From here it is a short ride to Galway and our day trip is over with. Even though I'm not a fan of the guided tour.  I was good to see all these places.  It is now seared into the part of my memory that is unforgettable.

Tuesday, April 2, 2019

Ireland's Famine Memorial and The Epic Immigration Museum

It's hard to grasp the immensity of the Irish famine that began in 1847.  A single crop failed the potato, a blight caused the potato to rot in the ground. Most of the Irish countryside relied on this single item in their diet for consumption and through trade for other foodstuffs.  When it failed they had nothing.

These statues near the National Immigration Museum bring home this stark reality.   The callous way the famine was treated by the British laid the groundwork for Irish independence.  Located across the street Epic Immigration Museum it sets the tone for what you're going to see in the museum.

The Museum Located in the Dublin in the Docklands neighborhood give a detailed look at Irish immigration throughout the world and how every corner of the world has been touched by this Island. During the Famine, about 1.25 million starved to death and another 2 million left the country, going to all parts of the world. The positive effect on art and culture around the world is unmeasurable.
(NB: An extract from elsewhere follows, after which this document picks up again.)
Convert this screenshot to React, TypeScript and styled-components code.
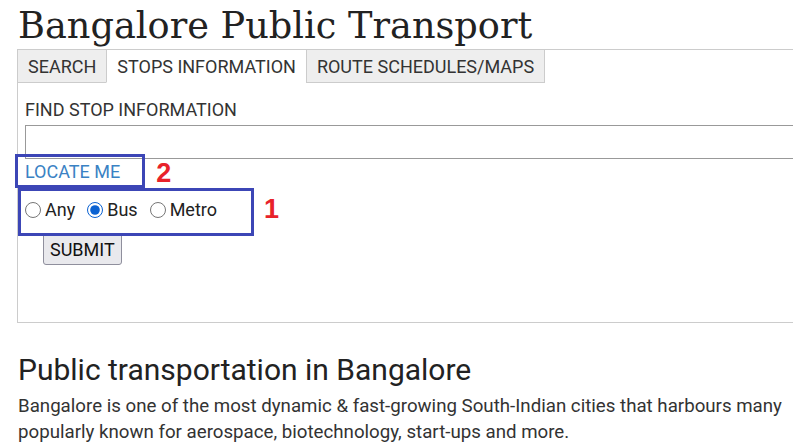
import React from "react"
import styled, { createGlobalStyle } from "styled-components"

const GlobalStyle = createGlobalStyle`
  html, body {
    margin: 0;
    padding: 0;
    background: #fff;
    overflow: hidden;
  }
  body {
    font-family: Roboto, "Liberation Sans", sans-serif;
    color: #222;
  }
`

const Page = styled.div`
  width: 900px;
  padding-left: 17px;
`

const Title = styled.h1`
  margin: 0;
  padding: 2px 0 0 1px;
  font-family: "DejaVu Serif", "Liberation Serif", serif;
  font-weight: 400;
  font-size: 36.7px;
  line-height: 47px;
  color: #222;
`

const TabList = styled.div`
  display: flex;
  border-top: 1px solid #ccc;
`

const Tab = styled.div<{ $active?: boolean }>`
  height: 32px;
  padding: 0 10px;
  display: flex;
  align-items: center;
  font-size: 18px;
  text-transform: uppercase;
  color: #333;
  background: ${(p) => (p.$active ? "#fff" : "#eee")};
  border-left: 1px solid #ccc;
  border-bottom: 1px solid ${(p) => (p.$active ? "transparent" : "#ccc")};
  &:last-child {
    border-right: 1px solid #ccc;
  }
`

const Panel = styled.div`
  border-left: 1px solid #ccc;
  border-bottom: 1px solid #ccc;
  padding: 16px 0 57px 7px;
`

const Label = styled.div`
  font-size: 18px;
  line-height: 22px;
  text-transform: uppercase;
  color: #333;
  margin-bottom: 4px;
`

const TextInput = styled.input`
  display: block;
  box-sizing: border-box;
  width: 100%;
  height: 34px;
  border: 1px solid #999;
  margin: 0;
`

const Annotated = styled.div<{ $top: number; $right: number; $bottom: number; $left: number }>`
  position: relative;
  display: inline-block;
  &::after {
    content: "";
    position: absolute;
    top: ${(p) => -p.$top}px;
    right: ${(p) => -p.$right}px;
    bottom: ${(p) => -p.$bottom}px;
    left: ${(p) => -p.$left}px;
    border: 3px solid #3c46b6;
    pointer-events: none;
  }
`

const Marker = styled.span<{ $x: number; $y: number }>`
  position: absolute;
  left: calc(100% + ${(p) => p.$x}px);
  top: ${(p) => p.$y}px;
  font-family: "Liberation Sans", sans-serif;
  font-weight: 700;
  font-size: 27px;
  line-height: 28px;
  color: #e8222a;
`

const LocateRow = styled.div`
  height: 26px;
`

const LocateLink = styled.a`
  font-size: 18px;
  line-height: 26px;
  color: #3a82c4;
  text-decoration: none;
  text-transform: uppercase;
`

const RadioRow = styled.div`
  margin-top: 12px;
  height: 25px;
`

const RadioLabel = styled.label`
  display: inline-flex;
  align-items: center;
  font-size: 18px;
  line-height: 25px;
  color: #222;
  & + & {
    margin-left: 12px;
  }
`

const Radio = styled.input`
  width: 16px;
  height: 16px;
  margin: 0 4px 0 0;
  accent-color: #0a62d2;
`

const SubmitRow = styled.div`
  margin-top: 11px;
  padding-left: 18px;
`

const SubmitButton = styled.button`
  height: 32px;
  padding: 0 6px;
  font-family: Roboto, "Liberation Sans", sans-serif;
  font-size: 18px;
  text-transform: uppercase;
  color: #111;
  background: #e9e9ed;
  border: 1px solid #8f8f9d;
  border-radius: 3px;
`

const Heading = styled.h2`
  margin: 27px 0 0 1px;
  font-weight: 400;
  font-size: 30px;
  line-height: 40px;
  color: #222;
`

const Paragraph = styled.p`
  margin: 3px 0 0 1px;
  font-size: 18.7px;
  line-height: 26px;
  color: #333;
  white-space: nowrap;
`

export default function App() {
  return (
    <>
      <GlobalStyle />
      <Page>
        <Title>Bangalore Public Transport</Title>
        <TabList>
          <Tab>Search</Tab>
          <Tab $active>Stops Information</Tab>
          <Tab>Route Schedules/Maps</Tab>
        </TabList>
        <Panel>
          <Label>Find Stop Information</Label>
          <TextInput type="text" />
          <LocateRow>
            <Annotated $top={5} $right={25} $bottom={3} $left={10}>
              <LocateLink href="#">Locate me</LocateLink>
              <Marker $x={36} $y={0}>2</Marker>
            </Annotated>
          </LocateRow>
          <RadioRow>
            <Annotated $top={9} $right={37} $bottom={14} $left={7}>
              <RadioLabel>
                <Radio type="radio" name="mode" />
                Any
              </RadioLabel>
              <RadioLabel>
                <Radio type="radio" name="mode" defaultChecked />
                Bus
              </RadioLabel>
              <RadioLabel>
                <Radio type="radio" name="mode" />
                Metro
              </RadioLabel>
              <Marker $x={47} $y={-2}>1</Marker>
            </Annotated>
          </RadioRow>
          <SubmitRow>
            <SubmitButton type="button">Submit</SubmitButton>
          </SubmitRow>
        </Panel>
        <Heading>Public transportation in Bangalore</Heading>
        <Paragraph>
          Bangalore is one of the most dynamic &amp; fast-growing South-Indian cities that harbours many
          <br />
          popularly known for aerospace, biotechnology, start-ups and more.
        </Paragraph>
      </Page>
    </>
  )
}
Here in Tennessee, we have a town called Erin which is Gaelic for Irish.  This town was established by a group of immigrants who are honored in the museum for their service in the American Civil War.  It shows how interconnected the world is.  As this group of immigrants, the next group will also continue to make America a better place.

Off the beaten tourist path in the Docklands, closer to the harbor these two places will show you the link between the world and Ireland.